(Rows from a dataset of pages and code)

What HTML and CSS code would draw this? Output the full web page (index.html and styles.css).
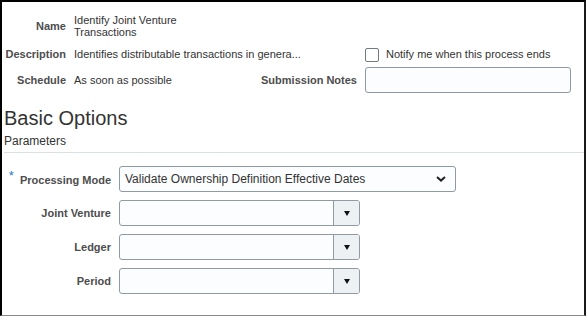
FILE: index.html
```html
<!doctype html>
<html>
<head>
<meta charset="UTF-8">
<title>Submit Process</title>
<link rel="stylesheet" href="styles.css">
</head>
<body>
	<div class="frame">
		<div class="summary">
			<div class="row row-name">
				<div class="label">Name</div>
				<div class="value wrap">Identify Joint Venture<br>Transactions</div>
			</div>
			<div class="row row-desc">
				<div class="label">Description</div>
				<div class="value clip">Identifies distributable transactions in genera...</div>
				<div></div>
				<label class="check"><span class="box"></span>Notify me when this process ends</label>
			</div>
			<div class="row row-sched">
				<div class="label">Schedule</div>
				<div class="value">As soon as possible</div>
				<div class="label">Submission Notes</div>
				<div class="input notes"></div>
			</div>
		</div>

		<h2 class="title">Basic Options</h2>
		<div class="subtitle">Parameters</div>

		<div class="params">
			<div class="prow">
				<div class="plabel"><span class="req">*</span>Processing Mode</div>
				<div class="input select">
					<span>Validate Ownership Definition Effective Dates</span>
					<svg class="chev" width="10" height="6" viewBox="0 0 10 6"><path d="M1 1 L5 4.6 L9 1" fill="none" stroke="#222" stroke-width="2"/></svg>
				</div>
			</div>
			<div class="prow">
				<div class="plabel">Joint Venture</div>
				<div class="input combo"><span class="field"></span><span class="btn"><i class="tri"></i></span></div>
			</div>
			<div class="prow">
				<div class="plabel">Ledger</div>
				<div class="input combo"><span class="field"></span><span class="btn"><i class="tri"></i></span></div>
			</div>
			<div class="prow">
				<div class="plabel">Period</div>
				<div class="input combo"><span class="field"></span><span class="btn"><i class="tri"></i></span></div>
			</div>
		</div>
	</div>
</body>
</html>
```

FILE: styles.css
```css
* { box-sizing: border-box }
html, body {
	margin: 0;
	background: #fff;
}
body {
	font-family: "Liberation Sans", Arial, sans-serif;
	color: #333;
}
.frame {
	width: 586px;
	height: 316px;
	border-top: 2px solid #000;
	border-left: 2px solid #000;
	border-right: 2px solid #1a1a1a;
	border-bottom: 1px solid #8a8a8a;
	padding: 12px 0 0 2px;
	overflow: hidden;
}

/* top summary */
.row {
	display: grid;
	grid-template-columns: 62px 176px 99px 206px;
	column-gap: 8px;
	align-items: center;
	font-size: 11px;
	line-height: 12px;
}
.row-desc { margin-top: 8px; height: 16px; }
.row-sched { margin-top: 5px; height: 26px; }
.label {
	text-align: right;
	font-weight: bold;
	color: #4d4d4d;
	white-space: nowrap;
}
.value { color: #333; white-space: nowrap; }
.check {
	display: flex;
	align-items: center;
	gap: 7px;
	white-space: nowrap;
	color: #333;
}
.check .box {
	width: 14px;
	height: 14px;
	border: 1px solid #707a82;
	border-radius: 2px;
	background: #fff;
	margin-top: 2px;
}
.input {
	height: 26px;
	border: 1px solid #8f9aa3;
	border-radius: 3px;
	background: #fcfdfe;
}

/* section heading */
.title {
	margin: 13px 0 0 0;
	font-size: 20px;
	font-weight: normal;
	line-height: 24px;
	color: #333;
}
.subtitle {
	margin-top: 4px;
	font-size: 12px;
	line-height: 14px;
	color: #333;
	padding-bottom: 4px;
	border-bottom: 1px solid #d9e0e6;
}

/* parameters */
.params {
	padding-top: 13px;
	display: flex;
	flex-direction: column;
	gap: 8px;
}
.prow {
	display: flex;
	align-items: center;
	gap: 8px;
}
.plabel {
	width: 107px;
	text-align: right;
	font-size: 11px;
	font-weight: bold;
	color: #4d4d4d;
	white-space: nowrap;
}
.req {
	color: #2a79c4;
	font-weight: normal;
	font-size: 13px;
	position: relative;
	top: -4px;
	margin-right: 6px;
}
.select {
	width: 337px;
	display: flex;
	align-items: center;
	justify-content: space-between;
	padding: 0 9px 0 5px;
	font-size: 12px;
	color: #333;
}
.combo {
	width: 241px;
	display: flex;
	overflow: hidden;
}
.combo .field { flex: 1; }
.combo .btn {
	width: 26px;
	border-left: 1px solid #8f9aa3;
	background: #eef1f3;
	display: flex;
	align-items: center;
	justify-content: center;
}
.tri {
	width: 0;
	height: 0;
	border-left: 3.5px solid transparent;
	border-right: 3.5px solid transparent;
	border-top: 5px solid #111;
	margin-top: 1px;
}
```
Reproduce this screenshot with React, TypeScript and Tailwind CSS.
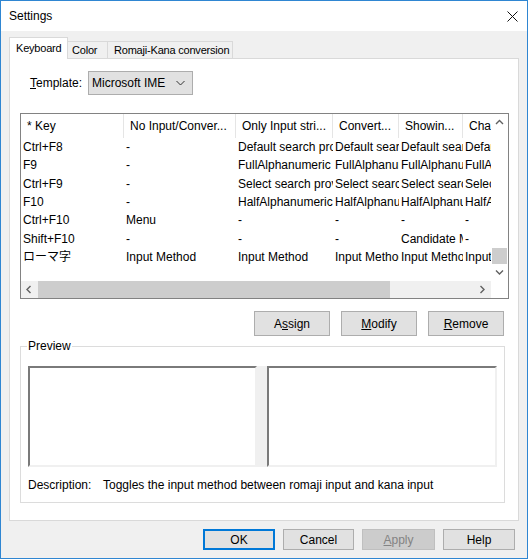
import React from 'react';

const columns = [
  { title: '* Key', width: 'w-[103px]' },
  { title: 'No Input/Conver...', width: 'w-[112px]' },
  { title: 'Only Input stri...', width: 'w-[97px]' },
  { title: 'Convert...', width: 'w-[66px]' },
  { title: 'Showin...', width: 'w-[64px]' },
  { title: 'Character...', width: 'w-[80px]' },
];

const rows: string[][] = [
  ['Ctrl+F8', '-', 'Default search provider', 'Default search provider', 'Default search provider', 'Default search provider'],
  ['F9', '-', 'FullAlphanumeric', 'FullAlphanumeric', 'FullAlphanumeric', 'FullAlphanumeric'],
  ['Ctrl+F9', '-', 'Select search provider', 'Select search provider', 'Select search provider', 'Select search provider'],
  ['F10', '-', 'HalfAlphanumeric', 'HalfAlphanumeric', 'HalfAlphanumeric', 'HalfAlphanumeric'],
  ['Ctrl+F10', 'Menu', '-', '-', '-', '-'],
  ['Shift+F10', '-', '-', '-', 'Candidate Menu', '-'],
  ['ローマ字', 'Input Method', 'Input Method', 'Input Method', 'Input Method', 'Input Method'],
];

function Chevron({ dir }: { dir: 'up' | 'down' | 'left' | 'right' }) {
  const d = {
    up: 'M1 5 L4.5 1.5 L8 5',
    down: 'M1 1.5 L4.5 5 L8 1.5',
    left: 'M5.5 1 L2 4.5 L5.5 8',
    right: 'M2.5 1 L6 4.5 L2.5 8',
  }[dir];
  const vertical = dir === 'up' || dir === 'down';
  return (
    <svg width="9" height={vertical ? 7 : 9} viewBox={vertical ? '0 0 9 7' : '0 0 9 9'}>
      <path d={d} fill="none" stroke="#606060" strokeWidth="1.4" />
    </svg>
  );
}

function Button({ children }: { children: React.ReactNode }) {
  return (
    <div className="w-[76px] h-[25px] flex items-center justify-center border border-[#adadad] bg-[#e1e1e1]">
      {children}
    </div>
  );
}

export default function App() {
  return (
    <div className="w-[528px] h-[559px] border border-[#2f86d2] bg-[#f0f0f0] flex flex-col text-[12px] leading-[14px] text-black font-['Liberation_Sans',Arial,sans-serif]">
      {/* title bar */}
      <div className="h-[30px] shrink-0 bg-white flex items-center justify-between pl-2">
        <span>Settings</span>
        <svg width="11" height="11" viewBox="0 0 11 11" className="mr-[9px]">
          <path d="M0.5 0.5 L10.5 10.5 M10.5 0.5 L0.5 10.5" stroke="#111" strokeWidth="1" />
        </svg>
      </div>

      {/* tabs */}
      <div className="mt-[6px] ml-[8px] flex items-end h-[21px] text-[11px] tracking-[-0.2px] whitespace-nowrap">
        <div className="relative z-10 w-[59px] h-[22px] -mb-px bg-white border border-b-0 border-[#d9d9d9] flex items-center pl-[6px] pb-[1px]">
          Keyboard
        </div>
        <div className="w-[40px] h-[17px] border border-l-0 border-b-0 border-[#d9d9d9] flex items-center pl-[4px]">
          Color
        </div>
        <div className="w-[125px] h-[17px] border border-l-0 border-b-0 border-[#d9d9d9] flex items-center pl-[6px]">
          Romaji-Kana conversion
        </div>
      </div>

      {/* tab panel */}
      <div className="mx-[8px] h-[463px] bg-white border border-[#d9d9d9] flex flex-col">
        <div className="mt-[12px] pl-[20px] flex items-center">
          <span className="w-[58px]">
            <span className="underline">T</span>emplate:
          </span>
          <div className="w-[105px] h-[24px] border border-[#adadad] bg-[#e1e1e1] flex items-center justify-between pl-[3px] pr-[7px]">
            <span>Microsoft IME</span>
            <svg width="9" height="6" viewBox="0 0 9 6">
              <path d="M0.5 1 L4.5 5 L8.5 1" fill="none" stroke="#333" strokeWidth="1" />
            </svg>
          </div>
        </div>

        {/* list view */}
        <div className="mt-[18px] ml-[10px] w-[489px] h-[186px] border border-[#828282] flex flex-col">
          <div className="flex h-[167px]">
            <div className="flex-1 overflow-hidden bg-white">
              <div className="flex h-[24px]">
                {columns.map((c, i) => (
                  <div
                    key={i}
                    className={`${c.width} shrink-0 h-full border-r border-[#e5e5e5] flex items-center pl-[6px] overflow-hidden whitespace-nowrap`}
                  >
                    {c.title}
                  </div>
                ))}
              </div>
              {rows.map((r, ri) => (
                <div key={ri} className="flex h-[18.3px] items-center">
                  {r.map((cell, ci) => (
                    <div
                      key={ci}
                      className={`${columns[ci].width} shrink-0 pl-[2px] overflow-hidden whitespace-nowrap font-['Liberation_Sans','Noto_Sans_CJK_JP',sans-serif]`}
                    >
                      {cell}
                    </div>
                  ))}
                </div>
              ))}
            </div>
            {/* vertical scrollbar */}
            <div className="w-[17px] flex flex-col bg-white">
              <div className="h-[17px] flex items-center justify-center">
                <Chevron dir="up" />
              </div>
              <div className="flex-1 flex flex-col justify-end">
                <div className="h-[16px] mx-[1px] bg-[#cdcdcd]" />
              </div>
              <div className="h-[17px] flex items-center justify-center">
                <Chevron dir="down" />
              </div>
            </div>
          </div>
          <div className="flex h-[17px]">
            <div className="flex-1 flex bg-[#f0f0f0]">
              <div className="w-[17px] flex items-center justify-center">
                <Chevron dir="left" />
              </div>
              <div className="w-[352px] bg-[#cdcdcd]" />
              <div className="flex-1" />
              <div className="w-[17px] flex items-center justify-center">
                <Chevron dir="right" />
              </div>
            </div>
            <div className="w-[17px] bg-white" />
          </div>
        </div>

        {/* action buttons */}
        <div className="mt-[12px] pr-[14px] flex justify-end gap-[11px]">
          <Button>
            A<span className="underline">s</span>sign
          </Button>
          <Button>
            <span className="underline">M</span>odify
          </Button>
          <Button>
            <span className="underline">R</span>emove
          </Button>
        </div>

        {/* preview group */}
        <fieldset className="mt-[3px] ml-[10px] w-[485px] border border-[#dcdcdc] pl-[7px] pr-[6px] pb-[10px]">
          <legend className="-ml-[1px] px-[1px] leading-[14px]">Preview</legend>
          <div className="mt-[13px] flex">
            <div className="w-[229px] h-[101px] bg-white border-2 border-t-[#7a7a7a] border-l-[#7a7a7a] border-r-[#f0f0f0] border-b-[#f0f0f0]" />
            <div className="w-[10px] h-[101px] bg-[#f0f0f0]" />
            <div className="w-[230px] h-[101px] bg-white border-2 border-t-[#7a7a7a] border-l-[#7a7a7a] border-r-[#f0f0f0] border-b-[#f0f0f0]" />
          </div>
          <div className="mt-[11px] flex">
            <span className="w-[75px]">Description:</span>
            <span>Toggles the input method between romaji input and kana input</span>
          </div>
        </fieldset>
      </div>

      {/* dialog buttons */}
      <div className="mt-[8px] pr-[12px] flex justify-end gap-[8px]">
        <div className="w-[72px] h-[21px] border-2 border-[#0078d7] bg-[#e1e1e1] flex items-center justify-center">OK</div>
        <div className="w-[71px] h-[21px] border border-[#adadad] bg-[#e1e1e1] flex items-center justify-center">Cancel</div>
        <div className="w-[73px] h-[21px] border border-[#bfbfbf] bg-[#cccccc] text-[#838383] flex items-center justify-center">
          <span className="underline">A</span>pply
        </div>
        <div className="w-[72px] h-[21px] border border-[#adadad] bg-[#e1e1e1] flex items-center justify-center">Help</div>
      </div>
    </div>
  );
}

- **WRITTEN PROBLEM**
Identify each line holding the string "React", and copy it out.

- **RESPONSE BELOW**
Reproduce this screenshot with React, TypeScript and Tailwind CSS.
import React from 'react';
function Button({ children }: { children: React.ReactNode }) {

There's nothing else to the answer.